Chroniques

par françois cavaillès

hommage à Maurice Ravel
Trio en la mineur – Quatuor à cordes en fa majeur

Marion Duchesne, Christine Lagniel, Cédric Laroque, Lise Martel et Tatjana Uhde
Opéra national de Paris / Palais Garnier
- 24 septembre 2017
les musiciens de l'Opéra national de Paris rendent hommage à Maurice Ravel
© dr

Pour les quatre-vingt ans de sa disparition, hommage est rendu à Maurice Ravel (1875-1937) par l'Opéra national de Paris. Pourtant le compositeur parisien n'a signé aucun opéra à proprement parler, en dépit des efforts en ce sens jusqu'au terme de sa longue maladie neurologique. « Je ne ferai jamais ma Jeanne d’Arc ; cet opéra est là, dans ma tête, je l’entends, mais je ne l’écrirai plus jamais, c’est fini, je ne peux plus écrire ma musique », regrette-t-il en 1933. Tout de même figurent au répertoire de la grande boutique L'enfant et les sortilèges, fantaisie lyrique de 1925, et L'heure espagnole de 1911, plutôt comédie musicale ou conversation en musique, selon son auteur, ra reprise à Bastille au printemps prochain.

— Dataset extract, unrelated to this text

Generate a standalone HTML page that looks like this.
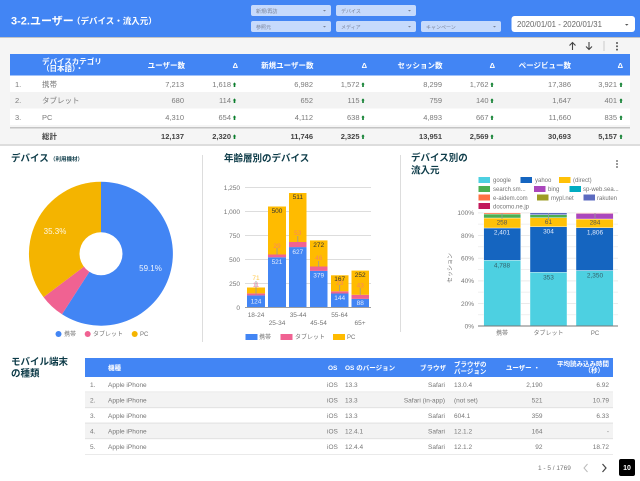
<!DOCTYPE html>
<html lang="ja"><head><meta charset="utf-8"><title>3-2.ユーザー</title>
<style>
html,body{margin:0;padding:0;background:#fff;overflow:hidden}
svg{display:block;font-family:"Liberation Sans","Noto Sans CJK JP",sans-serif;filter:blur(.35px)}
.h{fill:#fff;font-weight:700;font-size:7.5px}
.c{fill:#7a7a7a;font-size:7.5px}
.b{fill:#444;font-size:7.5px;font-weight:700}
.e{text-anchor:end}.m{text-anchor:middle}
.t{fill:#0d3b48;font-weight:700;font-size:9.5px}
.f{fill:#78839a;font-size:5px}
.l{fill:#757575;font-size:6px}
.a{fill:#757575;font-size:6.5px}
.d{fill:#777;font-size:6.5px}
.n{font-size:6.5px;text-anchor:middle}
</style></head><body>
<svg width="640" height="481" viewBox="0 0 640 481" xmlns="http://www.w3.org/2000/svg">
<defs><path id="u" d="M0-4.6L1.7-2.6H.8V0H-.8V-2.6H-1.7Z" fill="#0a7d2c"/></defs>
<rect width="640" height="481" fill="#fff"/>
<rect y="38" width="640" height="107" fill="#f5f5f5"/>
<rect y="145" width="640" height="1" fill="#ddd"/>
<rect width="640" height="37" fill="#4285f4"/>
<rect y="37" width="640" height="1" fill="#c4c4c4"/>
<text x="11" y="24.5" fill="#fff" font-size="11px" font-weight="700">3-2.ユーザー</text>
<text x="72" y="24" fill="#fff" font-size="8.5px" font-weight="700">（デバイス・流入元）</text>

<g fill="#c6dafc">
<rect x="251" y="5" width="80" height="11" rx="2"/><rect x="336" y="5" width="80" height="11" rx="2"/>
<rect x="251" y="21" width="80" height="11" rx="2"/><rect x="336" y="21" width="80" height="11" rx="2"/><rect x="421" y="21" width="80" height="11" rx="2"/>
</g>
<text x="256" y="13" class="f">新規/再訪</text><text x="341" y="13" class="f">デバイス</text>
<text x="256" y="29" class="f">参照元</text><text x="341" y="29" class="f">メディア</text><text x="426" y="29" class="f">キャンペーン</text>
<g fill="#78839a"><path d="M323 10h3l-1.500 1.500zM408 10h3l-1.500 1.500zM323 26h3l-1.500 1.500zM408 26h3l-1.500 1.500zM493 26h3l-1.500 1.500z"/></g>
<rect x="511.500" y="16" width="123.500" height="16" rx="3" fill="#fff"/>
<text x="517" y="27" fill="#666" font-size="7.800px">2020/01/01 - 2020/01/31</text>
<path d="M625 24h3.500l-1.750 1.750z" fill="#555"/>

<g fill="none" stroke="#444" stroke-width="1.100"><path d="M572.500 50V42.500M569.500 45.500l3-3 3 3M589 42v7.500M586 46.500l3 3 3-3"/></g>
<rect x="603.500" y="41" width="1" height="10" fill="#ccc"/>
<g fill="#555"><circle cx="617" cy="43" r="1"/><circle cx="617" cy="46.300" r="1"/><circle cx="617" cy="49.600" r="1"/></g>

<rect x="10" y="54" width="620" height="21.500" fill="#4285f4"/>
<rect x="10" y="75.500" width="620" height="16.500" fill="#fff"/>
<rect x="10" y="92" width="620" height="16.500" fill="#f3f3f3"/>
<rect x="10" y="108.500" width="620" height="16.500" fill="#fff"/>
<rect x="10" y="127" width="620" height="1.500" fill="#c4c4c4"/>
<rect x="0" y="144" width="640" height="1" fill="#ddd"/>

<text x="42" y="64" class="h">デバイスカテゴリ</text><text x="42" y="71" class="h">（日本語）・</text>
<g class="h e" text-anchor="end">
<text x="185" y="68" text-anchor="end">ユーザー数</text><text x="238" y="68" text-anchor="end">Δ</text>
<text x="313.500" y="68" text-anchor="end">新規ユーザー数</text><text x="367" y="68" text-anchor="end">Δ</text>
<text x="442.500" y="68" text-anchor="end">セッション数</text><text x="495" y="68" text-anchor="end">Δ</text>
<text x="571" y="68" text-anchor="end">ページビュー数</text><text x="623" y="68" text-anchor="end">Δ</text>
</g>

<g class="c">
<text x="15" y="87">1.</text><text x="42" y="87">携帯</text>
<text x="15" y="103">2.</text><text x="42" y="103">タブレット</text>
<text x="15" y="120">3.</text><text x="42" y="120">PC</text>
<g text-anchor="end">
<text x="184" y="87">7,213</text><text x="231" y="87">1,618</text><text x="313" y="87">6,982</text><text x="359.500" y="87">1,572</text><text x="442" y="87">8,299</text><text x="488.500" y="87">1,762</text><text x="571" y="87">17,386</text><text x="617" y="87">3,921</text>
<text x="184" y="103">680</text><text x="231" y="103">114</text><text x="313" y="103">652</text><text x="359.500" y="103">115</text><text x="442" y="103">759</text><text x="488.500" y="103">140</text><text x="571" y="103">1,647</text><text x="617" y="103">401</text>
<text x="184" y="120">4,310</text><text x="231" y="120">654</text><text x="313" y="120">4,112</text><text x="359.500" y="120">638</text><text x="442" y="120">4,893</text><text x="488.500" y="120">667</text><text x="571" y="120">11,660</text><text x="617" y="120">835</text>
</g></g>
<g class="b">
<text x="42" y="139">総計</text>
<g text-anchor="end"><text x="184" y="139">12,137</text><text x="231" y="139">2,320</text><text x="313" y="139">11,746</text><text x="359.500" y="139">2,325</text><text x="442" y="139">13,951</text><text x="488.500" y="139">2,569</text><text x="571" y="139">30,693</text><text x="617" y="139">5,157</text></g>
</g>
<use href="#u" x="234.500" y="87"/><use href="#u" x="363" y="87"/><use href="#u" x="492" y="87"/><use href="#u" x="621" y="87"/>
<use href="#u" x="234.500" y="103"/><use href="#u" x="363" y="103"/><use href="#u" x="492" y="103"/><use href="#u" x="621" y="103"/>
<use href="#u" x="234.500" y="120"/><use href="#u" x="363" y="120"/><use href="#u" x="492" y="120"/><use href="#u" x="621" y="120"/>
<use href="#u" x="234.500" y="139"/><use href="#u" x="363" y="139"/><use href="#u" x="492" y="139"/><use href="#u" x="621" y="139"/>

<text x="11" y="161.500" class="t">デバイス</text><text x="50" y="161" fill="#0d3b48" font-size="5.500px" font-weight="700">（利用機材）</text>
<text x="224" y="161.500" class="t">年齢層別のデバイス</text>
<text x="411" y="161" class="t">デバイス別の</text><text x="411" y="173.500" class="t">流入元</text>
<text x="11" y="365" class="t">モバイル端末</text><text x="11" y="376.500" class="t">の種類</text>
<rect x="202" y="155" width="1" height="187" fill="#ddd"/>
<rect x="400" y="155" width="1" height="177" fill="#ddd"/>

<path d="M101 253.700V181.700A72 72 0 1 1 62 314.300Z" fill="#4285f4"/>
<path d="M101 253.700L62 314.300A72 72 0 0 1 43.500 297.100Z" fill="#f06292"/>
<path d="M101 253.700L43.500 297.100A72 72 0 0 1 101 181.700Z" fill="#f4b400"/>
<circle cx="101" cy="253.700" r="21.500" fill="#fff"/>
<text x="150.500" y="271" fill="#fff" font-size="8px" text-anchor="middle" opacity=".9">59.1%</text>
<text x="55" y="234" fill="#fff" font-size="8px" text-anchor="middle" opacity=".9">35.3%</text>
<circle cx="58.500" cy="334" r="3" fill="#4285f4"/><circle cx="87.700" cy="334" r="3" fill="#f06292"/><circle cx="134.700" cy="334" r="3" fill="#f4b400"/>
<text x="64" y="336" class="l">携帯</text><text x="93" y="336" class="l">タブレット</text><text x="140" y="336" class="l">PC</text>

<g fill="#ddd"><rect x="245" y="187" width="126" height="1"/><rect x="245" y="211" width="126" height="1"/><rect x="245" y="235" width="126" height="1"/><rect x="245" y="259" width="126" height="1"/><rect x="245" y="283" width="126" height="1"/></g>
<g text-anchor="end" class="a">
<text x="240" y="190">1,250</text><text x="240" y="214">1,000</text><text x="240" y="238">750</text><text x="240" y="262">500</text><text x="240" y="286">250</text><text x="240" y="310">0</text>
</g>
<g fill="#4285f4">
<rect x="247" y="295.400" width="18" height="11.900"/><rect x="268" y="257.300" width="18" height="50"/><rect x="289" y="247.100" width="17.500" height="60.200"/><rect x="310" y="270.900" width="17.500" height="36.400"/><rect x="331" y="293.500" width="17.500" height="13.800"/><rect x="351.500" y="298.900" width="17.500" height="8.400"/>
</g>
<g fill="#f06292">
<rect x="247" y="293.400" width="18" height="2"/><rect x="268" y="254.500" width="18" height="2.800"/><rect x="289" y="242" width="17.500" height="5.100"/><rect x="310" y="266.500" width="17.500" height="4.400"/><rect x="331" y="291.300" width="17.500" height="2.200"/><rect x="351.500" y="294.800" width="17.500" height="4.100"/>
</g>
<g fill="#ffbb00">
<rect x="247" y="287.500" width="18" height="5.900"/><rect x="268" y="206.500" width="18" height="48"/><rect x="289" y="193" width="17.500" height="49"/><rect x="310" y="240.400" width="17.500" height="26.100"/><rect x="331" y="275.300" width="17.500" height="16"/><rect x="351.500" y="270.600" width="17.500" height="24.200"/>
</g>
<g stroke="#999" stroke-width=".8"><path d="M256 281v14M277 248v7M297.800 236v6M318.700 261v6M339.700 285v6M360.200 288v7"/></g>
<g class="n">
<text x="256" y="280" fill="#ffc94d">71</text><text x="256" y="287" fill="#f48fb1">11</text><text x="256" y="303.500" fill="#e3ecfd">124</text>
<text x="277" y="213" fill="#333">500</text><text x="277" y="248" fill="#f9855f">29</text><text x="277" y="264" fill="#e3ecfd">521</text>
<text x="297.800" y="199" fill="#333">511</text><text x="297.800" y="235" fill="#f9855f">53</text><text x="297.800" y="254" fill="#e3ecfd">627</text>
<text x="318.700" y="247" fill="#333">272</text><text x="318.700" y="260" fill="#f9855f">46</text><text x="318.700" y="277.500" fill="#e3ecfd">379</text>
<text x="339.700" y="281" fill="#333">167</text><text x="339.700" y="285" fill="#f9855f">23</text><text x="339.700" y="300" fill="#e3ecfd">144</text>
<text x="360.200" y="277" fill="#333">252</text><text x="360.200" y="287.500" fill="#f9855f">43</text><text x="360.200" y="305" fill="#e3ecfd">88</text>
</g>
<rect x="245" y="307" width="126" height=".8" fill="#888"/>
<g class="a m" text-anchor="middle">
<text x="256" y="317" text-anchor="middle">18-24</text><text x="277" y="325" text-anchor="middle">25-34</text><text x="298" y="317" text-anchor="middle">35-44</text><text x="318.500" y="325" text-anchor="middle">45-54</text><text x="339.500" y="317" text-anchor="middle">55-64</text><text x="360" y="325" text-anchor="middle">65+</text>
</g>
<rect x="245.500" y="334" width="12" height="6" fill="#4285f4"/><rect x="280.500" y="334" width="12" height="6" fill="#f06292"/><rect x="333" y="334" width="12" height="6" fill="#ffbb00"/>
<text x="259" y="339" class="l">携帯</text><text x="295" y="339" class="l">タブレット</text><text x="347" y="339" class="l">PC</text>

<g fill="#555"><circle cx="617" cy="161" r=".9"/><circle cx="617" cy="164" r=".9"/><circle cx="617" cy="167" r=".9"/></g>
<rect x="478.500" y="177" width="11.500" height="6" fill="#4dd0e1"/><rect x="520.500" y="177" width="11.500" height="6" fill="#1565c0"/><rect x="559" y="177" width="11.500" height="6" fill="#ffc107"/>
<rect x="478.500" y="186" width="11.500" height="6" fill="#4caf50"/><rect x="534" y="186" width="11.500" height="6" fill="#ab47bc"/><rect x="569.500" y="186" width="11.500" height="6" fill="#00acc1"/>
<rect x="478.500" y="194.500" width="11.500" height="6" fill="#ff7043"/><rect x="537" y="194.500" width="11.500" height="6" fill="#9e9d24"/><rect x="583.500" y="194.500" width="11.500" height="6" fill="#5c6bc0"/>
<rect x="478.500" y="203" width="11.500" height="6" fill="#c2185b"/>
<g class="l">
<text x="493" y="182">google</text><text x="535" y="182">yahoo</text><text x="573" y="182">(direct)</text>
<text x="493" y="191">search.sm...</text><text x="548" y="191">bing</text><text x="583" y="191">sp-web.sea...</text>
<text x="493" y="200">e-aidem.com</text><text x="551" y="200">mypl.net</text><text x="597" y="200">rakuten</text>
<text x="493" y="208.500">docomo.ne.jp</text>
</g>
<g fill="#e4e4e4"><rect x="478" y="212.500" width="140" height=".8"/><rect x="478" y="223.800" width="140" height=".6"/><rect x="478" y="235.200" width="140" height=".8"/><rect x="478" y="246.500" width="140" height=".6"/><rect x="478" y="257.800" width="140" height=".8"/><rect x="478" y="269.200" width="140" height=".6"/><rect x="478" y="280.500" width="140" height=".8"/><rect x="478" y="291.800" width="140" height=".6"/><rect x="478" y="303.200" width="140" height=".8"/><rect x="478" y="314.500" width="140" height=".6"/></g>
<g class="a" text-anchor="end">
<text x="474" y="215">100%</text><text x="474" y="238">80%</text><text x="474" y="260.500">60%</text><text x="474" y="283">40%</text><text x="474" y="306">20%</text><text x="474" y="328.500">0%</text>
</g>
<text transform="translate(452 268) rotate(-90)" class="l" text-anchor="middle">セッション</text>
<g stroke="#fff" stroke-width=".4">
<rect x="483.700" y="260.300" width="37" height="65.700" fill="#4dd0e1"/><rect x="483.700" y="228" width="37" height="32.300" fill="#1565c0"/><rect x="483.700" y="218" width="37" height="10" fill="#ffc107"/><rect x="483.700" y="214" width="37" height="4" fill="#4caf50"/><rect x="483.700" y="212.700" width="37" height="1.300" fill="#ff7043"/>
<rect x="530" y="272.300" width="37" height="53.700" fill="#4dd0e1"/><rect x="530" y="226.700" width="37" height="45.600" fill="#1565c0"/><rect x="530" y="217.700" width="37" height="9" fill="#ffc107"/><rect x="530" y="214.700" width="37" height="3" fill="#4caf50"/><rect x="530" y="212.700" width="37" height="2" fill="#5c6bc0"/>
<rect x="576" y="270.500" width="37.300" height="55.500" fill="#4dd0e1"/><rect x="576" y="227.700" width="37.300" height="42.800" fill="#1565c0"/><rect x="576" y="219" width="37.300" height="8.700" fill="#ffc107"/><rect x="576" y="213.400" width="37.300" height="5.600" fill="#ab47bc"/><rect x="576" y="212.700" width="37.300" height=".7" fill="#ff7043"/>
</g>
<g stroke="#999" stroke-width=".8"><path d="M502 213v6M548.500 213v7M595 213v6"/></g>
<g class="n">
<text x="502" y="224.500" fill="#555">258</text><text x="548.500" y="224" fill="#555">61</text><text x="595" y="224.500" fill="#555">284</text>
<text x="502" y="234.500" fill="#e3ecfd">2,401</text><text x="548.500" y="233.500" fill="#e3ecfd">304</text><text x="595" y="234.500" fill="#e3ecfd">1,806</text>
<text x="502" y="267.500" fill="#35616b">4,788</text><text x="548.500" y="279.500" fill="#35616b">353</text><text x="595" y="277.500" fill="#35616b">2,350</text>
</g>
<rect x="478" y="325.500" width="140" height="1" fill="#777"/>
<g class="l" text-anchor="middle"><text x="502" y="335">携帯</text><text x="548.500" y="335">タブレット</text><text x="595" y="335">PC</text></g>

<rect x="85" y="358" width="528" height="19" fill="#4285f4"/>
<rect x="85" y="392" width="528" height="15" fill="#f3f3f3"/><rect x="85" y="423" width="528" height="15" fill="#f3f3f3"/>
<g fill="#e4e4e4"><rect x="85" y="391.500" width="528" height=".7"/><rect x="85" y="407" width="528" height="1.200"/><rect x="85" y="422.500" width="528" height="1.200"/><rect x="85" y="438" width="528" height="1.200"/><rect x="85" y="454" width="528" height=".8"/></g>
<g fill="#fff" font-size="6.500px" font-weight="700">
<text x="108" y="370">機種</text><text x="328" y="370">OS</text><text x="345" y="370">OS のバージョン</text><text x="446" y="370" text-anchor="end">ブラウザ</text>
<text x="454" y="366.500">ブラウザの</text><text x="454" y="373.500">バージョン</text><text x="540" y="370" text-anchor="end">ユーザー ・</text>
<text x="609" y="366" text-anchor="end">平均読み込み時間</text><text x="604" y="372.500" text-anchor="end">（秒）</text>
</g>
<g class="d">
<text x="90" y="387">1.</text><text x="108" y="387">Apple iPhone</text><text x="327" y="387">iOS</text><text x="345" y="387">13.3</text><text x="445" y="387" text-anchor="end">Safari</text><text x="454" y="387">13.0.4</text><text x="542.500" y="387" text-anchor="end">2,190</text><text x="609" y="387" text-anchor="end">6.92</text>
<text x="90" y="402.500">2.</text><text x="108" y="402.500">Apple iPhone</text><text x="327" y="402.500">iOS</text><text x="345" y="402.500">13.3</text><text x="445" y="402.500" text-anchor="end">Safari (in-app)</text><text x="454" y="402.500">(not set)</text><text x="542.500" y="402.500" text-anchor="end">521</text><text x="609" y="402.500" text-anchor="end">10.79</text>
<text x="90" y="418">3.</text><text x="108" y="418">Apple iPhone</text><text x="327" y="418">iOS</text><text x="345" y="418">13.3</text><text x="445" y="418" text-anchor="end">Safari</text><text x="454" y="418">604.1</text><text x="542.500" y="418" text-anchor="end">359</text><text x="609" y="418" text-anchor="end">6.33</text>
<text x="90" y="433.500">4.</text><text x="108" y="433.500">Apple iPhone</text><text x="327" y="433.500">iOS</text><text x="345" y="433.500">12.4.1</text><text x="445" y="433.500" text-anchor="end">Safari</text><text x="454" y="433.500">12.1.2</text><text x="542.500" y="433.500" text-anchor="end">164</text><text x="609" y="433.500" text-anchor="end">-</text>
<text x="90" y="449">5.</text><text x="108" y="449">Apple iPhone</text><text x="327" y="449">iOS</text><text x="345" y="449">12.4.4</text><text x="445" y="449" text-anchor="end">Safari</text><text x="454" y="449">12.1.2</text><text x="542.500" y="449" text-anchor="end">92</text><text x="609" y="449" text-anchor="end">18.72</text>
</g>
<text x="538" y="470" class="d">1 - 5 / 1769</text>
<path d="M587.500 464L584 468l3.500 4" fill="none" stroke="#bbb" stroke-width="1"/>
<path d="M602.500 464L606 468l-3.500 4" fill="none" stroke="#444" stroke-width="1.200"/>
<rect x="619" y="459" width="16" height="17" rx="2" fill="#000"/>
<text x="627" y="470" fill="#fff" font-size="7px" font-weight="700" text-anchor="middle">10</text>
</svg>
</body></html>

Aujourd'hui, si, dans les plus récents récits d'inspiration biographique, sa vie nous paraît sous un jour gris, sa musique de chambre en avive l'éclat par la force du créateur. Preuve en est donnée avec les deux seules contributions de Ravel au genre, lors du premier midi musical (concert d'une heure) de la nouvelle saison. Original, ravagé et fantastique, le Trio avec piano en la mineur date de 1914. Année sombre. Ravel ne taira pas plus les horreurs de la guerre dans sa musique qu’il ne s'en cachera dans sa vie de citoyen, exempté pour raisons de santé mais insistant pour s'engager comme ambulancier sur le front (entre mars 1916 et juin 1917).

Le climat des sentiers de la gloire est sensible dès le premier mouvement, Modéré. À la tristesse enfantine des premières notes du piano de Christine Lagniel et du violoncelle, alors comme pierreux, de Tatjana Uhde, succède la complexité et la modernité d'un propos très mélodieux porté par les cordes déployées et très excitées. Le trio remonte ensuite à des heures lugubres, passées ou à venir, comme un sentiment de fin de carrière. Mais le merveilleux Pantoum (d'après cette figure de style poétique rare, aux lointaines origines malaises) lui insuffle de magnifiques élans de danse possédée, accompagnés de beaux pépiements selon une sorte de mathématique à l'effet consternant, accélérée et très enlevée sur sa fin. La grâce mélodique du violon de Lise Martel et la fabuleuse marche lente du piano expriment dans la Passacaille, nerveuse et funèbre, la force motrice vitale et une conception intransigeante mais généreuse de la musique face à la dévastation guerrière et aux nationalismes. Au final, Animé, vibrant en apothéose, aux aigus prodigieux à l'alto, le public est conquis, les musiciens croulent sous les applaudissements, l'art de Ravel réserve une confession plus tragique et anxieuse encore.

Le Quatuor à cordes en fa majeur, composé essentiellement en 1903, comporte bien, en près d'une demi-heure d'aventures musicales faramineuses, un peu d'espoir, notamment dans le pincé des cordes des violons de Lise Martel et Cédric Laroque, et aussi un soupçon d'espièglerie. Remarquable dans l'Allegro moderato, l'alto de Marion Duchesne a une classe folle et, dans ces pages françaises gorgées de cultures musicales internationales, refusant toute répétition facile, le jeune quatuor dans son ensemble rend un juste hommage à Ravel, aux plus grandes compositions jamais écrites par lui ou emportées par sa mémoire.